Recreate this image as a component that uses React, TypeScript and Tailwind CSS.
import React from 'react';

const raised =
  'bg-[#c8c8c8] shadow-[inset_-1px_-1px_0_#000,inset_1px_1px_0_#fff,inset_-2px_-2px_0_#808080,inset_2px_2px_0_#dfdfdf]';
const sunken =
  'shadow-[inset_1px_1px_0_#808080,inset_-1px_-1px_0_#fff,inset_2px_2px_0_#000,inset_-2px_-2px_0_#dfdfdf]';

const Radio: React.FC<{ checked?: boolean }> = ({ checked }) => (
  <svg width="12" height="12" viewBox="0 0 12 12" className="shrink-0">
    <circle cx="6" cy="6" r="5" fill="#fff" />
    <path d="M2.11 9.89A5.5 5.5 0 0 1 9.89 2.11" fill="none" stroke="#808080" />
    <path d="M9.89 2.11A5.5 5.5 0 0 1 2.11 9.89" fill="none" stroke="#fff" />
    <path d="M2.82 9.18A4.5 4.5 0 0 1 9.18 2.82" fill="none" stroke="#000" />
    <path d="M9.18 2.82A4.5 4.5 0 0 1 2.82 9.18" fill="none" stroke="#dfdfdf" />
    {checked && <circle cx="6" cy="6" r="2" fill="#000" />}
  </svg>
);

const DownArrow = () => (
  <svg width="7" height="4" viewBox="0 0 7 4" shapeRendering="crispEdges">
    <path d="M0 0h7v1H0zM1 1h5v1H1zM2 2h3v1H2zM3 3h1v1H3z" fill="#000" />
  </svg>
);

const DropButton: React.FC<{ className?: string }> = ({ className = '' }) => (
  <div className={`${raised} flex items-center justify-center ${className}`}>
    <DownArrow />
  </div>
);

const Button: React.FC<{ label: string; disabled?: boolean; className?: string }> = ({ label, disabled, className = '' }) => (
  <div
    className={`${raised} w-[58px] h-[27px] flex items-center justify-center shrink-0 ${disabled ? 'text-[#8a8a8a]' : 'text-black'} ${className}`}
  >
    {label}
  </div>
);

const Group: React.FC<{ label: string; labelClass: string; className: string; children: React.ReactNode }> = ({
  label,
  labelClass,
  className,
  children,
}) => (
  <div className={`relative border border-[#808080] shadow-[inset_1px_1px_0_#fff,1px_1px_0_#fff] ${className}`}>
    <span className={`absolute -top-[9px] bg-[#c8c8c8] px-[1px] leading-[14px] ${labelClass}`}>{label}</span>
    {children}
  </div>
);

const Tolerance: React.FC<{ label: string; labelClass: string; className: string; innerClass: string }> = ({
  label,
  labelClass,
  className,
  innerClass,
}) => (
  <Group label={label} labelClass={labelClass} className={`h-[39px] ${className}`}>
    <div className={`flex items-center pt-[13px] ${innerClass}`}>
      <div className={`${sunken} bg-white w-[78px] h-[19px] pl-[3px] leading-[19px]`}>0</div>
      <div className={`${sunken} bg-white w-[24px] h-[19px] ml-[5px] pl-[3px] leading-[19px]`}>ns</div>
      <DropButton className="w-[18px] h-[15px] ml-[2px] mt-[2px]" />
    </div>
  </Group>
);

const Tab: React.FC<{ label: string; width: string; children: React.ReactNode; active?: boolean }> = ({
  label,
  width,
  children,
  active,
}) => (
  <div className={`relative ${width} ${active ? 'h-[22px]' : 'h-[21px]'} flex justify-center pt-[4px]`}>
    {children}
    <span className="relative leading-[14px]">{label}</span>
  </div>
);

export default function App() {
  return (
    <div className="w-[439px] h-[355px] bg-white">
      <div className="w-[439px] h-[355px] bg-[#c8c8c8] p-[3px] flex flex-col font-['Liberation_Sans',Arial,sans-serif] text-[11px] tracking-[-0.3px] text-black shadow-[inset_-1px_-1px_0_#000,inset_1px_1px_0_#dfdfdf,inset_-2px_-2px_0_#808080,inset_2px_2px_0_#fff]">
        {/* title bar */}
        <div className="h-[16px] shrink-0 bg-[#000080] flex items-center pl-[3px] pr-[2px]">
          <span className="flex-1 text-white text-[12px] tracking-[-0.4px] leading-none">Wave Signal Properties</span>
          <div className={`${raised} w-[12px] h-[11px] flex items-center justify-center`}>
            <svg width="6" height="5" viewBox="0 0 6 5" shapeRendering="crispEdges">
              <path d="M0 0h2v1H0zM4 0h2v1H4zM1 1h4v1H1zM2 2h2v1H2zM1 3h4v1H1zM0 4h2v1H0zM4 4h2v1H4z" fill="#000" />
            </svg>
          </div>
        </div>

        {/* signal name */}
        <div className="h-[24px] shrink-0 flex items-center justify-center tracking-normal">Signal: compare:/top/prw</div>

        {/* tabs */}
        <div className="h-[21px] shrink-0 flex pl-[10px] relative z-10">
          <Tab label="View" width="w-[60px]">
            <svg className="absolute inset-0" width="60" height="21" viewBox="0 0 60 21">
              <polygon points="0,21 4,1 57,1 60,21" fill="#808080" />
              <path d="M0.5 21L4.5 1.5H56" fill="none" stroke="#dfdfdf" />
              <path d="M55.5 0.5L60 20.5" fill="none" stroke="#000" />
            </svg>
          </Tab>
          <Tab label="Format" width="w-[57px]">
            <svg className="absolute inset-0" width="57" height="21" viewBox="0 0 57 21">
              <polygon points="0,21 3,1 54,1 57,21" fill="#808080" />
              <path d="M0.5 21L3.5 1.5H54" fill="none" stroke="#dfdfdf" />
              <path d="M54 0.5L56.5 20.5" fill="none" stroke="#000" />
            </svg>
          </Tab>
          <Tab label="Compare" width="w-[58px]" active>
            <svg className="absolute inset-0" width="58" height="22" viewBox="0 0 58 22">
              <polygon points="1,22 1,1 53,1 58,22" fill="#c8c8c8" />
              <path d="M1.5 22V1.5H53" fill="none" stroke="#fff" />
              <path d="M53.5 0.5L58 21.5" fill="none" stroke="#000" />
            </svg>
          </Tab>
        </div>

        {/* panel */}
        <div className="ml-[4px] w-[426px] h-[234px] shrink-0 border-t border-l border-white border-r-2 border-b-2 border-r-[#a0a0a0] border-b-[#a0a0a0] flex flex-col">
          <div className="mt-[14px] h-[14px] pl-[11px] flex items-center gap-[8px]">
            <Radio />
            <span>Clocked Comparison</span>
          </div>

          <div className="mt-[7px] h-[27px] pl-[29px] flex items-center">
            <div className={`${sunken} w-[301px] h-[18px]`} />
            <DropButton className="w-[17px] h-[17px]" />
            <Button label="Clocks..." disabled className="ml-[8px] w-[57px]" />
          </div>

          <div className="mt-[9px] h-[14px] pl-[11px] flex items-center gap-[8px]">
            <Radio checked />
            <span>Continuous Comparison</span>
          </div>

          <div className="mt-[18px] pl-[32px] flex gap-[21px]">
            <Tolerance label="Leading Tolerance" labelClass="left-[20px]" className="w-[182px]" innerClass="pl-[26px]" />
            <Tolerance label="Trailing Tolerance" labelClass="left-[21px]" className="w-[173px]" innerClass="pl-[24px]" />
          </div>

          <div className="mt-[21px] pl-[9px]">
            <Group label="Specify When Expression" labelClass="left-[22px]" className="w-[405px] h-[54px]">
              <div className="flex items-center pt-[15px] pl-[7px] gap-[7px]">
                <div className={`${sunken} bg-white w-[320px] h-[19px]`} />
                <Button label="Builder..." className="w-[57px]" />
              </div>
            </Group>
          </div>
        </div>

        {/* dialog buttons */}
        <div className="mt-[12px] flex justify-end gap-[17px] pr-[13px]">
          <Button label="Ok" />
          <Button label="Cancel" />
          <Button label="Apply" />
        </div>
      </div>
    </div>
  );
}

==

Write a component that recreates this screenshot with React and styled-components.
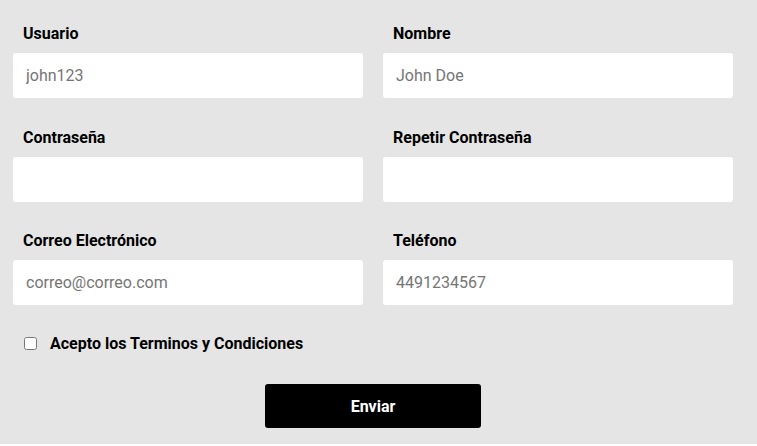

---

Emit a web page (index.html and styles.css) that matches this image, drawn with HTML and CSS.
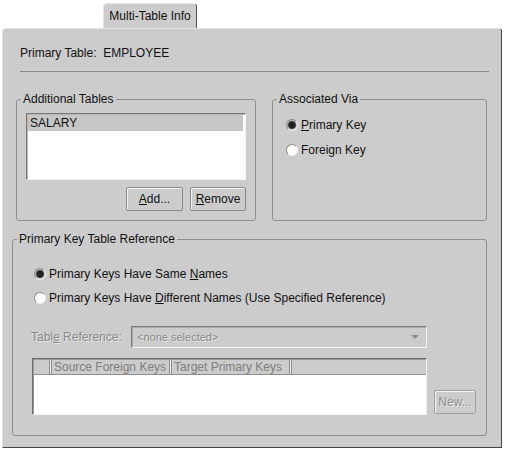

WHAT IS BEING ASKED:
Say how many lines above contain the string "image". Answer with the number only.

WORKED ANSWER:
2